A recent study has proposed that it may be possible to detect signs of advanced, long-extinct alien civilizations by examining the lingering footprints they leave in a planet’s atmosphere. Instead of searching only for radio beacons or industrial pollutants, researchers are now focusing on a more subtle signal: the ratio of deuterium-to-hydrogen (D/H) in atmospheric water vapor. When read correctly, this data could hint that advanced beings once powered their societies through massive fusion reactors, eventually depleting their local supplies of deuterium and leaving a cosmic calling card long after they vanished.

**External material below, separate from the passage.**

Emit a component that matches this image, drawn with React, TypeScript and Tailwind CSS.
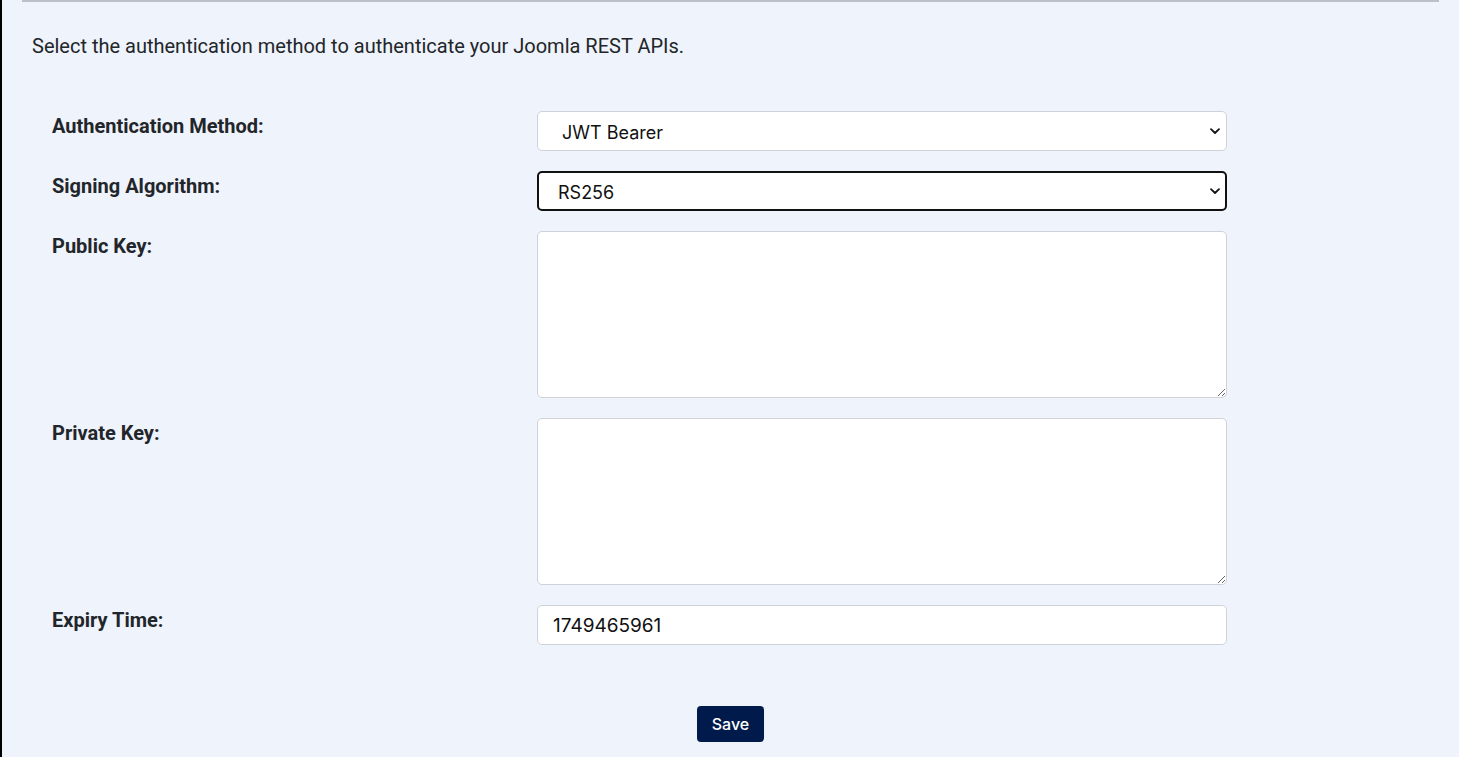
import React from "react";

function Chevron() {
  return (
    <svg
      className="pointer-events-none absolute right-[6px] top-1/2 -translate-y-1/2"
      width="12"
      height="12"
      viewBox="0 0 12 12"
      fill="none"
    >
      <path d="M2 4.2 L6 8 L10 4.2" stroke="#111" strokeWidth="1.8" strokeLinecap="round" strokeLinejoin="round" />
    </svg>
  );
}

export default function App() {
  const label = "text-[20px] font-bold text-[#22262a] leading-[30px]";
  const inputFont = { fontFamily: "Inter, 'Noto Sans', sans-serif" };
  return (
    <div
      className="w-full h-[757px] bg-[#eff3fb] border-l-2 border-black overflow-hidden"
      style={{ fontFamily: "Roboto, 'Noto Sans', sans-serif" }}
    >
      <div className="mx-[20px] h-[2px] bg-[#bcc0c7]" />
      <p className="mt-[29px] pl-[30px] text-[20px] leading-[30px] text-[#22262a]">
        Select the authentication method to authenticate your Joomla REST APIs.
      </p>

      <div className="mt-[50px] pl-[50px] flex flex-col gap-[20px]">
        <div className="grid grid-cols-[485px_690px]">
          <div className={label}>Authentication Method:</div>
          <div className="relative h-[40px]">
            <select
              defaultValue="jwt"
              className="block appearance-none w-full h-[40px] bg-white border border-[#cfd3d8] rounded-[5px] pl-[24px] pt-[3px] text-[18px] text-[#111] outline-none"
              style={inputFont}
            >
              <option value="jwt">JWT Bearer</option>
            </select>
            <Chevron />
          </div>
        </div>

        <div className="grid grid-cols-[485px_690px]">
          <div className={label}>Signing Algorithm:</div>
          <div className="relative h-[40px]">
            <select
              defaultValue="rs"
              className="block appearance-none w-full h-[40px] bg-white border-2 border-[#111] rounded-[5px] pl-[19px] pt-[2px] text-[18px] text-[#111] outline-none"
              style={inputFont}
            >
              <option value="rs">RS256</option>
            </select>
            <Chevron />
          </div>
        </div>

        <div className="grid grid-cols-[485px_690px]">
          <div className={label}>Public Key:</div>
          <textarea
            className="block w-full h-[167px] bg-white border border-[#cfd3d8] rounded-[5px] outline-none"
            style={inputFont}
          />
        </div>

        <div className="grid grid-cols-[485px_690px]">
          <div className={label}>Private Key:</div>
          <textarea
            className="block w-full h-[167px] bg-white border border-[#cfd3d8] rounded-[5px] outline-none"
            style={inputFont}
          />
        </div>

        <div className="grid grid-cols-[485px_690px]">
          <div className={label}>Expiry Time:</div>
          <input
            defaultValue="1749465961"
            className="block w-full h-[40px] bg-white border border-[#cfd3d8] rounded-[5px] pl-[15px] pt-[1px] text-[19px] text-[#111] outline-none"
            style={inputFont}
          />
        </div>
      </div>

      <div className="flex justify-center mt-[61px]">
        <button
          className="h-[36px] w-[67px] rounded-[4px] bg-[#001a4b] text-white text-[16px] font-medium"
          style={inputFont}
        >
          Save
        </button>
      </div>
    </div>
  );
}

A Potential Fusion Signature Hidden in the Skies
You may have heard that fusion power is seen as a game-changer for future energy needs. It promises abundant, clean electricity without choking the skies with carbon dioxide or relying on finite fossil fuels. Yet advanced civilizations—if they ever existed—might have taken this concept to astonishing extremes. According to researchers David C. Catling and Joshua Krissansen-Totton from the University of Washington and Tyler D. Robinson from the University of Arizona, if such a species tapped into their oceans for deuterium-based fusion energy on a colossal scale, they could permanently shift their planet’s D/H ratio.
The reasoning is straightforward: extracting deuterium (H²) from ocean water over millions of years could push the ratio of deuterium-to-hydrogen closer to what’s found in the interstellar medium. One gram of hydrogen fuel can yield about 90,000 kilowatt-hours of fusion energy, equivalent to roughly 11 metric tons of coal. Imagining an advanced civilization that scaled up fusion to a steady 1,000 Terawatts (10 times what Earth’s future might require) leads to a scenario where the D/H ratio plummets in about 170 million years—an atmospheric trace that might still be detectable eons after those beings are gone.
Detecting Old Civilizations with Next-Gen Telescopes
For you, as an observer interested in more than just alien rumors, this is where things get exciting. Cutting-edge instruments like the James Webb Space Telescope (JWST) are already probing exoplanet atmospheres. Upcoming missions, including the proposed Habitable Worlds Observatory (HWO) and the Large Interferometer For Exoplanets (LIFE), could push this capability even further. By measuring the subtle absorption features of molecules such as “semi-heavy” water (HOD) and fully “heavy” water (D2O), these telescopes might unveil ancient planetary histories. Even if an alien civilization vanished or “transcended” to something unimaginable, their heavy-handed use of fusion power could remain stamped into the atmosphere as a measurable clue.
A New Angle on the Search for Extraterrestrial Intelligence
This approach adds a new angle to the ongoing hunt for technosignatures. While previous efforts considered excess carbon dioxide, unusual radioactive isotopes, or planet-wide heat distributions, this new study offers another subtle piece of the puzzle. Reducing a planet’s deuterium reserves through relentless fusion would mark a civilization that dwarfed today’s energy ambitions. The fact that such a chemical fingerprint could persist for millions of years challenges expectations about what is left behind when advanced species rise, flourish, and fade into silence.
As researchers refine their atmospheric models and work toward more sensitive instruments, the next generation of astronomy could do more than just find distant worlds that resemble Earth. It could, in theory, reveal worlds that once humored dreams of endless fusion energy—until the fuel ran dry.